--- Dataset section ---

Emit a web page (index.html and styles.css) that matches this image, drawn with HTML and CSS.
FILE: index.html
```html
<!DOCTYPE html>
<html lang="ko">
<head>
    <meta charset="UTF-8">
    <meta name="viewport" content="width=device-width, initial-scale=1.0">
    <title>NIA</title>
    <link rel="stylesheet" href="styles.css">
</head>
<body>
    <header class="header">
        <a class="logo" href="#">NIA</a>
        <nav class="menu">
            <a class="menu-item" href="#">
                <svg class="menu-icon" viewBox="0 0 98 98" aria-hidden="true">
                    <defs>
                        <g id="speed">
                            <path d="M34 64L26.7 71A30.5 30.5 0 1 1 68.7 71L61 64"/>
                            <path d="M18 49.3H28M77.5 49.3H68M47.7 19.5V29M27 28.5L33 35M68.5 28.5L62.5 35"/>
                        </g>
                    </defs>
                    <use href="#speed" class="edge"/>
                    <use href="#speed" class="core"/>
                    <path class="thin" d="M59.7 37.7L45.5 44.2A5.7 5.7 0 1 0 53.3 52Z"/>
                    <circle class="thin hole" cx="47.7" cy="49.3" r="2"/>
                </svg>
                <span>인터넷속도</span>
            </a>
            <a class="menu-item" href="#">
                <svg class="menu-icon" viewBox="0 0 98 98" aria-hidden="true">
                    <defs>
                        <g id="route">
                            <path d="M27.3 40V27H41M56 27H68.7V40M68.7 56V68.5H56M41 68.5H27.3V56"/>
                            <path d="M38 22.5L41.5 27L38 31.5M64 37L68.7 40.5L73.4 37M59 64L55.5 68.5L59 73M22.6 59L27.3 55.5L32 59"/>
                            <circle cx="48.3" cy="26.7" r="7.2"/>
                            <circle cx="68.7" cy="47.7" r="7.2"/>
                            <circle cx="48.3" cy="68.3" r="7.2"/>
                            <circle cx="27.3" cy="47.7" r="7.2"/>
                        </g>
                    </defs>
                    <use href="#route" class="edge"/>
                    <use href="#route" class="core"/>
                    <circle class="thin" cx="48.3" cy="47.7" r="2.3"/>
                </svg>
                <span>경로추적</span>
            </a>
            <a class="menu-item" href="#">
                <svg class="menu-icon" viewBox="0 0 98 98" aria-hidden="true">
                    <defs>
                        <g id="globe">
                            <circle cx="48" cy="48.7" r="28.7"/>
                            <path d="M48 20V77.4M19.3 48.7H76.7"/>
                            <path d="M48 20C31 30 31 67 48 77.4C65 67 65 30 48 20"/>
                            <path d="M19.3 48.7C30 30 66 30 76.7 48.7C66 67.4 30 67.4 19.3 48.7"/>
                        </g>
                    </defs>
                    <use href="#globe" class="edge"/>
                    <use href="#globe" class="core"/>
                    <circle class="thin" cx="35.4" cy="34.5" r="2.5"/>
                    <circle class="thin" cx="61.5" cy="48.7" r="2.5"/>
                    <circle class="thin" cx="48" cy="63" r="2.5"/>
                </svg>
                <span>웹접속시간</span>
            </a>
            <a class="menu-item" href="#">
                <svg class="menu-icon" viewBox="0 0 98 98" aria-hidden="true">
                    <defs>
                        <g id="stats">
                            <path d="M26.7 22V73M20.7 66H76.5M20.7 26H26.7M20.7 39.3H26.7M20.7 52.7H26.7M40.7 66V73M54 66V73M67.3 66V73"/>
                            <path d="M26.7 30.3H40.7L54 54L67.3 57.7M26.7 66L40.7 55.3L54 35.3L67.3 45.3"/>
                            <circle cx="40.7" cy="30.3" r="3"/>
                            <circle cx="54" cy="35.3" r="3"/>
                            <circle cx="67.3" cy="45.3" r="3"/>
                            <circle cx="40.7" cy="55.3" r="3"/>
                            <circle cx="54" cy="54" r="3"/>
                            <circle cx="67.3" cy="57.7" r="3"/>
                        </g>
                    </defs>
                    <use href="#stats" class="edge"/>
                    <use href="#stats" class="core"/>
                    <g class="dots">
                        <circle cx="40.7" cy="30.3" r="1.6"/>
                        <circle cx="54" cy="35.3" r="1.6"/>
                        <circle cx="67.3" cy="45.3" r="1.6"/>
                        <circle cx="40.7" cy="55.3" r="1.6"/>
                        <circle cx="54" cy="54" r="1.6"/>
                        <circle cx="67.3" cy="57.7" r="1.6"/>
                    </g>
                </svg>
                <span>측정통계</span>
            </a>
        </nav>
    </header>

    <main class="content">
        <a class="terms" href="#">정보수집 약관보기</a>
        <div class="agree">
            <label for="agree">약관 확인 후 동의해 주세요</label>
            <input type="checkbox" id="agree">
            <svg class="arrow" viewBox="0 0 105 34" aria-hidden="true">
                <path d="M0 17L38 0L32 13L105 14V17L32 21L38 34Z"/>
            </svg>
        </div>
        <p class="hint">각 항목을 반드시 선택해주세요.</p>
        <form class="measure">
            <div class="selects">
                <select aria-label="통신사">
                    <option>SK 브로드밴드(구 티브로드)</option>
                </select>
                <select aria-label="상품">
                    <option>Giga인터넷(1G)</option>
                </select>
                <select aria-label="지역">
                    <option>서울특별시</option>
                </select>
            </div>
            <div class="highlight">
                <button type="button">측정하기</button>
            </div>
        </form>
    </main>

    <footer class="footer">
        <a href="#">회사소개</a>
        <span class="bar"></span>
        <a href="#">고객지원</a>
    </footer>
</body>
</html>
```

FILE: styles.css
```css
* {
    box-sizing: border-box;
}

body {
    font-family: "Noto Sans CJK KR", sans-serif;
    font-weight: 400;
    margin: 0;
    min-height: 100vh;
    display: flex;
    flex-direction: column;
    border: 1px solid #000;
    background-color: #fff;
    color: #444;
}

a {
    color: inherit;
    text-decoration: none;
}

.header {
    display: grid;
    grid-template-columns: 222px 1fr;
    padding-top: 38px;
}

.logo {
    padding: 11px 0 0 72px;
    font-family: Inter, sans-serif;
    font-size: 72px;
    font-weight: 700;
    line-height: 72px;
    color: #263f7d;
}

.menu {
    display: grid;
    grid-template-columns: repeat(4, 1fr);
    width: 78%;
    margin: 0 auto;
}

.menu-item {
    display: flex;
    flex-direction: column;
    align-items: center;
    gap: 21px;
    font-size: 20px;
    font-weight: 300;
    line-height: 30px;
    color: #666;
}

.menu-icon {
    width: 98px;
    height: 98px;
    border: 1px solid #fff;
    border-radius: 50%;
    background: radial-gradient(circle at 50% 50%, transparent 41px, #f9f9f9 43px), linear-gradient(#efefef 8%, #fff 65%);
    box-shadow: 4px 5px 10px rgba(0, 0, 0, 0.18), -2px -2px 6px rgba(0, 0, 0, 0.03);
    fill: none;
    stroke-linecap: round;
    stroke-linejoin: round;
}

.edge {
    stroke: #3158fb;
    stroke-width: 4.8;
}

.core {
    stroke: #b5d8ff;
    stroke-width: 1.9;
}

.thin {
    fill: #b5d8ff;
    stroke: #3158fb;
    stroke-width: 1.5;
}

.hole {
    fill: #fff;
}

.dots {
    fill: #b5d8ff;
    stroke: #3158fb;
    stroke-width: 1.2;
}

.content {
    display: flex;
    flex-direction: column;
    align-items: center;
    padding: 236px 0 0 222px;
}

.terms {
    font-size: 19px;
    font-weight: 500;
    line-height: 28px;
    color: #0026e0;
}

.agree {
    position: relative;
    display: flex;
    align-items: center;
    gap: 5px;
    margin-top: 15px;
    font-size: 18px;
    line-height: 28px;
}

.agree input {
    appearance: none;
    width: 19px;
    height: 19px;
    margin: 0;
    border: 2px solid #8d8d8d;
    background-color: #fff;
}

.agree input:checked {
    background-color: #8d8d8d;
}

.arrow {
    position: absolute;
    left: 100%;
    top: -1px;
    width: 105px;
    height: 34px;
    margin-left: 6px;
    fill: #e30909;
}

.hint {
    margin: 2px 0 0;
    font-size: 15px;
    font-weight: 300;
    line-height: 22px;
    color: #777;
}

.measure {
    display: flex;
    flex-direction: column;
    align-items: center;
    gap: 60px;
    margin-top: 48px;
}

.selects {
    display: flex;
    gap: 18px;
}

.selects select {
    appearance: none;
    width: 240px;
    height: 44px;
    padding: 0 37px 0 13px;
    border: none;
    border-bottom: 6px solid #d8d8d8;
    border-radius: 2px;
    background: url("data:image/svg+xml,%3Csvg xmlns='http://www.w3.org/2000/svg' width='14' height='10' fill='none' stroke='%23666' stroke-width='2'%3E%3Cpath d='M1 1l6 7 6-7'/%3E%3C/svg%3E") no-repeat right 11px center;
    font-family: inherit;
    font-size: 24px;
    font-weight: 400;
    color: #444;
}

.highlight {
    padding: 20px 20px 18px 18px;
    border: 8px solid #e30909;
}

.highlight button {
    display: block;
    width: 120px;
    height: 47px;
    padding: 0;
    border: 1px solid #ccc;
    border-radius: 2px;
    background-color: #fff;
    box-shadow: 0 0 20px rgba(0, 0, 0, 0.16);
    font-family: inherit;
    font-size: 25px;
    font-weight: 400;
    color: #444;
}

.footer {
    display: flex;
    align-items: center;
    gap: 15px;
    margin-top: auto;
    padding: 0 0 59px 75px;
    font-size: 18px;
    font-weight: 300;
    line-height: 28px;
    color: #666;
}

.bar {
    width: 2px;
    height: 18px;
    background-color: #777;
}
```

---

◆ **Given task**:
Make a copy of each line that contains the string "image".

◆ **Complete answer**:
Emit a web page (index.html and styles.css) that matches this image, drawn with HTML and CSS.
    background: url("data:image/svg+xml,%3Csvg xmlns='http://www.w3.org/2000/svg' width='14' height='10' fill='none' stroke='%23666' stroke-width='2'%3E%3Cpath d='M1 1l6 7 6-7'/%3E%3C/svg%3E") no-repeat right 11px center;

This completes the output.